The afternoon tour also takes you to the Neutral Buoyancy Lab, a giant swimming pool that holds full-size mockups of the ISS and other capsules. It’s here that astronauts in their spacesuits practice underwater for their upcoming missions in virtually the same environment as they would in space. It also makes a stop at the Jake Garn Simulation and Training Facility where astronauts familiarize themselves with in-orbit laboratory systems.
And who knows? As you look down into these training facilities at the work being done from a catwalk high above, you may be watching the next man or woman to walk on the Moon.
VIP Tour Basics
When you reserve a VIP Tour, meet up with your tour guide and receive a special VIP badge 15 minutes prior to beginning the tour. Space Center Houston does not open until 9 a.m., but ticket holders for the morning tour are allowed early entrance so that they can gather together before hopping on the bus.
The tour guides are incredibly knowledgeable and can answer just about any question you have.
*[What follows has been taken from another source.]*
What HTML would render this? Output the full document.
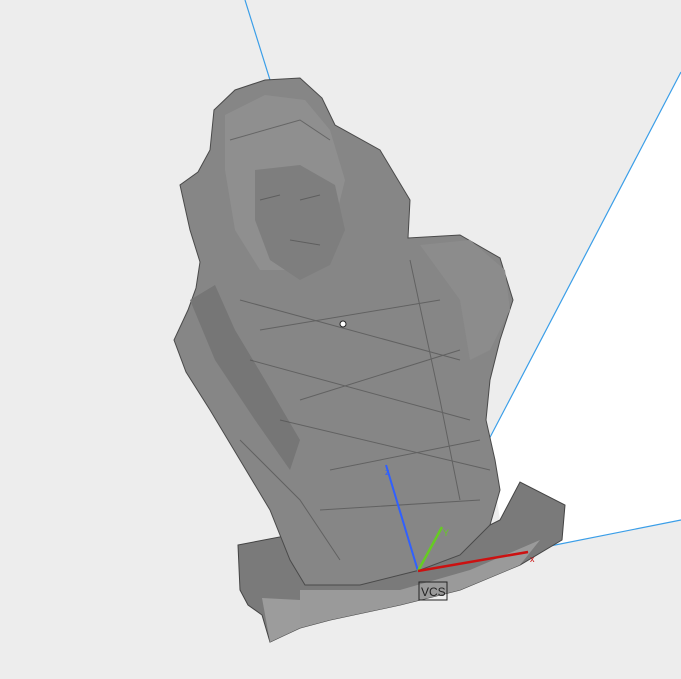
<!DOCTYPE html>
<html><head><style>
html,body{margin:0;padding:0;background:#ededed;width:681px;height:679px;overflow:hidden}
svg{display:block}
</style></head><body>
<svg width="681" height="679" viewBox="0 0 681 679" xmlns="http://www.w3.org/2000/svg">
<rect width="681" height="679" fill="#ededed"/>
<polygon points="681,72 488,440 500,520 540,548 681,520" fill="#ffffff"/>
<line x1="245" y1="0" x2="270" y2="80" stroke="#3a9ee8" stroke-width="1.2"/>
<line x1="681" y1="72" x2="486" y2="445" stroke="#3a9ee8" stroke-width="1.2"/>
<line x1="540" y1="548" x2="681" y2="520" stroke="#3a9ee8" stroke-width="1.2"/>
<path d="M238,545 L290,535 L300,548 L420,560 L500,520 L520,482 L565,505 L562,540 L520,565 L460,590 L400,605 L330,620 L300,628 L270,642 L262,615 L248,605 L240,590 Z" fill="#7a7a7a" stroke="#444" stroke-width="1"/>
<path d="M300,590 L400,590 L470,570 L540,540 L520,565 L460,590 L400,605 L330,620 L300,628 Z" fill="#9a9a9a"/>
<path d="M262,598 L300,600 L300,628 L270,642 Z" fill="#9c9c9c"/>
<path d="M265,80 L300,78 L322,98 L335,125 L380,150 L410,200 L408,238 L460,235 L500,258 L513,300 L500,340 L490,380 L486,420 L495,460 L500,490 L490,525 L460,555 L420,570 L360,585 L305,585 L290,560 L270,510 L240,460 L210,410 L186,372 L174,340 L188,310 L196,288 L200,262 L190,230 L180,185 L198,172 L210,150 L214,110 L235,90 Z" fill="#868686" stroke="#4a4a4a" stroke-width="1"/>
<path d="M225,115 L265,95 L305,100 L330,130 L345,180 L330,240 L300,270 L260,270 L235,230 L225,170 Z" fill="#8f8f8f"/>
<path d="M255,170 L300,165 L335,185 L345,230 L330,265 L300,280 L270,260 L255,220 Z" fill="#7e7e7e"/>
<path d="M190,300 L215,285 L235,330 L265,380 L300,440 L290,470 L255,420 L215,360 Z" fill="#767676"/>
<path d="M420,245 L470,240 L505,270 L510,310 L490,350 L470,360 L460,300 Z" fill="#8c8c8c"/>
<g stroke="#4a4a4a" stroke-width="1" fill="none" opacity="0.6">
<path d="M240,300 L460,360"/><path d="M250,360 L470,420"/><path d="M280,420 L490,470"/>
<path d="M260,330 L440,300"/><path d="M300,400 L460,350"/><path d="M330,470 L480,440"/>
<path d="M320,510 L480,500"/><path d="M230,140 L300,120 L330,140"/><path d="M260,200 L280,195"/>
<path d="M300,200 L320,195"/><path d="M290,240 L320,245"/><path d="M240,440 L300,500 L340,560"/>
<path d="M410,260 L440,400 L460,500"/>
</g>
<line x1="418" y1="571" x2="386" y2="465" stroke="#3060ff" stroke-width="2"/>
<text x="385" y="475" font-family="Liberation Sans,sans-serif" font-size="9" fill="#3060ff">z</text>
<line x1="418" y1="571" x2="442" y2="527" stroke="#66cc22" stroke-width="2.5"/>
<text x="443" y="536" font-family="Liberation Sans,sans-serif" font-size="9" fill="#66cc22">Y</text>
<line x1="418" y1="571" x2="528" y2="552" stroke="#cc1111" stroke-width="2.5"/>
<text x="530" y="562" font-family="Liberation Sans,sans-serif" font-size="9" fill="#cc1111">x</text>
<rect x="419" y="582" width="28" height="18" fill="none" stroke="#222" stroke-width="1"/>
<text x="421" y="596" font-family="Liberation Sans,sans-serif" font-size="12" fill="#222">VCS</text>
<circle cx="343" cy="324" r="3" fill="#fff" stroke="#222" stroke-width="1"/>
</svg>
</body></html>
Generally, the two tours include visits to:
- 9 A.M. Tour: Crew Systems Laboratory, Shuttle Avionics Integration Laboratory, Apollo Mission Control Center, ISS Mission Control Center
- Noon Tour: Jake Garn Simulation and Training Facility, Astronaut Training Facility, Neutral Buoyancy Lab (NBL)
When on the tour, any fanny packs, purses, backpacks, etc., must be left on the locked bus when you enter a building.
Remember that these are working NASA facilities and you will be walking among working employees and contractors, so be considerate as you walk past their offices.
Guests must wear closed-toe shoes on VIP tours to avoid injuries. Bathroom breaks are limited so be sure to hit a restroom before heading out.